We are not unaware of that class of cases where, because of circumstances therein, the plaintiff was relieved from a harsh application of the above rule, such as Hayden v. Jack Cooper Transport Co., 134 Kan. 172, 5 P. 2d 837; Sponable v. Thomas, supra, and cases cited therein. And annotations on duty of driver of automobile whose view is obscured by dust, smoke or atmospheric conditions may be found in 37 A. L. R. 587, 73 A. L. R. 1020, and on driving automobile at speed which prevents stopping within length of vision as negligence may be found in 87 A. L. R. 900, 97 A. L. R. *139546, from which it may be concluded that, as a general rule, whether plaintiff is guilty of negligence as a matter of law depends in a large measure on the circumstances of the particular case.

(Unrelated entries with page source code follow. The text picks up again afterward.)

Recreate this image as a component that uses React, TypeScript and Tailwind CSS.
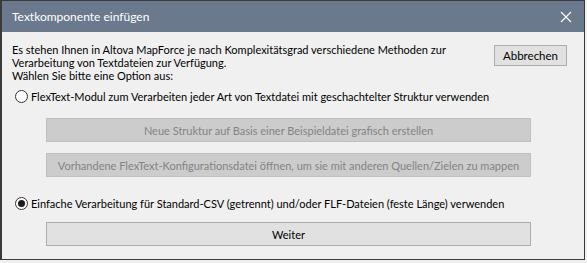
import React from "react";

const font = { fontFamily: 'Lato, "Noto Sans", sans-serif' };

const Radio = ({ checked }: { checked?: boolean }) => (
  <span className="flex h-[13px] w-[13px] shrink-0 items-center justify-center rounded-full border border-[#333333] bg-white">
    {checked && <span className="h-[7px] w-[7px] rounded-full bg-[#1a1a1a]" />}
  </span>
);

const App = () => {
  return (
    <div className="h-[263px] w-[587px] bg-[#f0f0f0] text-[11px] leading-[13px] text-black" style={font}>
      <div className="flex h-[260px] w-[585px] flex-col border border-l-2 border-[#3a3a3a]">
        {/* title bar */}
        <div className="flex h-[31px] shrink-0 items-center justify-between bg-[#6b798c] pl-[10px] pr-[9px]">
          <span className="text-[12px] text-white">Textkomponente einfügen</span>
          <svg width="12" height="12" viewBox="0 0 12 12" className="mr-[3px]">
            <path d="M1 1 L11 11 M11 1 L1 11" stroke="#ffffff" strokeWidth="1.1" />
          </svg>
        </div>

        <div className="flex flex-1 flex-col pl-[10px] pr-[17px] pt-[11px]">
          <div className="flex items-start justify-between">
            <p className="whitespace-nowrap">
              Es stehen Ihnen in Altova MapForce je nach Komplexitätsgrad verschiedene Methoden zur
              <br />
              Verarbeitung von Textdateien zur Verfügung.
              <br />
              Wählen Sie bitte eine Option aus:
            </p>
            <button
              type="button"
              className="mt-[2px] h-[21px] w-[73px] shrink-0 border border-[#adadad] bg-[#e1e1e1] text-[11.5px] leading-none"
            >
              Abbrechen
            </button>
          </div>

          <label className="mt-[8px] flex h-[13px] items-center gap-[3px] whitespace-nowrap pl-[3px]">
            <Radio />
            <span>FlexText-Modul zum Verarbeiten jeder Art von Textdatei mit geschachtelter Struktur verwenden</span>
          </label>

          <div className="mt-[15px] flex flex-col gap-[11px] pl-[34px] pr-[36px]">
            <button
              type="button"
              disabled
              className="h-[24px] w-full whitespace-nowrap border border-[#bfbfbf] bg-[#cccccc] text-[11px] text-[#838383]"
            >
              Neue Struktur auf Basis einer Beispieldatei grafisch erstellen
            </button>
            <button
              type="button"
              disabled
              className="h-[24px] w-full whitespace-nowrap border border-[#bfbfbf] bg-[#cccccc] text-[11px] text-[#838383]"
            >
              Vorhandene FlexText-Konfigurationsdatei öffnen, um sie mit anderen Quellen/Zielen zu mappen
            </button>
          </div>

          <label className="mt-[20px] flex h-[13px] items-center gap-[3px] whitespace-nowrap pl-[3px]">
            <Radio checked />
            <span>Einfache Verarbeitung für Standard-CSV (getrennt) und/oder FLF-Dateien (feste Länge) verwenden</span>
          </label>

          <div className="mt-[12px] pl-[34px] pr-[36px]">
            <button
              type="button"
              className="h-[24px] w-full border border-[#adadad] bg-[#e1e1e1] text-[11px]"
            >
              Weiter
            </button>
          </div>
        </div>
      </div>
    </div>
  );
};

export default App;
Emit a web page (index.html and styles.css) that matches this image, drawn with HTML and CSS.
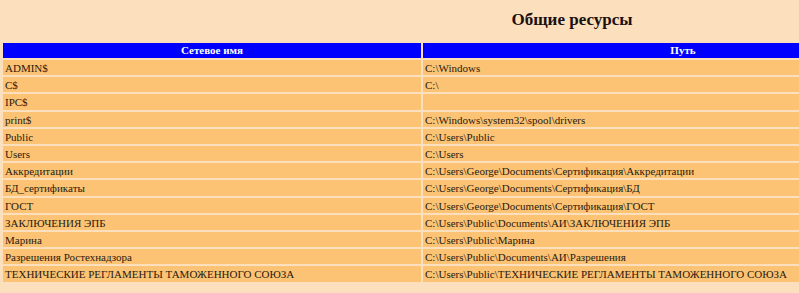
FILE: index.html
```html
<!DOCTYPE html>
<html lang="ru">
<head>
<meta charset="utf-8">
<title>Общие ресурсы</title>
<link rel="stylesheet" href="styles.css">
</head>
<body>
<div class="page">
  <h1 class="title">Общие ресурсы</h1>
  <table class="shares">
    <thead>
      <tr><th class="col-name">Сетевое имя</th><th class="col-path">Путь</th></tr>
    </thead>
    <tbody>
      <tr><td>ADMIN$</td><td>C:\Windows</td></tr>
      <tr><td>C$</td><td>C:\</td></tr>
      <tr><td>IPC$</td><td></td></tr>
      <tr><td>print$</td><td>C:\Windows\system32\spool\drivers</td></tr>
      <tr><td>Public</td><td>C:\Users\Public</td></tr>
      <tr><td>Users</td><td>C:\Users</td></tr>
      <tr><td>Аккредитации</td><td>C:\Users\George\Documents\Сертификация\Аккредитации</td></tr>
      <tr><td>БД_сертификаты</td><td>C:\Users\George\Documents\Сертификация\БД</td></tr>
      <tr><td>ГОСТ</td><td>C:\Users\George\Documents\Сертификация\ГОСТ</td></tr>
      <tr><td>ЗАКЛЮЧЕНИЯ ЭПБ</td><td>C:\Users\Public\Documents\АИ\ЗАКЛЮЧЕНИЯ ЭПБ</td></tr>
      <tr><td>Марина</td><td>C:\Users\Public\Марина</td></tr>
      <tr><td>Разрешения Ростехнадзора</td><td>C:\Users\Public\Documents\АИ\Разрешения</td></tr>
      <tr><td>ТЕХНИЧЕСКИЕ РЕГЛАМЕНТЫ ТАМОЖЕННОГО СОЮЗА</td><td>C:\Users\Public\ТЕХНИЧЕСКИЕ РЕГЛАМЕНТЫ ТАМОЖЕННОГО СОЮЗА</td></tr>
    </tbody>
  </table>
</div>
</body>
</html>
```
FILE: styles.css
```css
html, body {
  margin: 0;
  padding: 0;
  background: #fcdfbc;
  overflow: hidden;
}
.page {
  width: 1142px;
  padding: 0 0 0 1px;
  font-family: "Liberation Serif", "Times New Roman", serif;
  color: #2a1a10;
}
.title {
  margin: 0;
  height: 41px;
  line-height: 40px;
  font-size: 17px;
  font-weight: bold;
  text-align: center;
  color: #1a1010;
}
.shares {
  width: 944px;
  border-collapse: separate;
  border-spacing: 2px;
  table-layout: fixed;
}
.shares th {
  background: #0000fe;
  color: #ffffff;
  font-size: 11px;
  font-weight: bold;
  height: 15px;
  padding: 0;
  line-height: 15px;
  text-align: center;
}
.shares .col-name { width: 418px; }
.shares td {
  background: #fbc373;
  font-size: 11px;
  height: 15.2px;
  line-height: 14.2px;
  padding: 1px 0 0 2px;
  box-sizing: border-box;
  white-space: nowrap;
  overflow: hidden;
}
```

In the case before us plaintiff’s evidence shows clearly that she was well aware as she drove along the highway that visibility was poor and that, notwithstanding, she continued to proceed, and for some distance drove when she could not see over three feet ahead of her car. Whether it would have increased her visibility had the headlights been lighted may be debatable, but if they would have helped she did not have them on. Because of the dust she drove in about the same circumstances as one would who drove an unlighted car on a dark night. That she did not correlate her speed with her ability to stop is clear, for she testified that as soon as she saw defendant’s truck she put on her brakes, which were in good condition, but notwithstanding, she simultaneously hit the truck. We do not believe that reasonable minds could come to different conclusions respecting her negligence. Under the situation presented by the evidence, the trial court properly ruled that plaintiff was guilty of negligence which contributed to her injuries, and that defendant’s demurrer to her evidence should be sustained.

The ruling of the trial court is affirmed.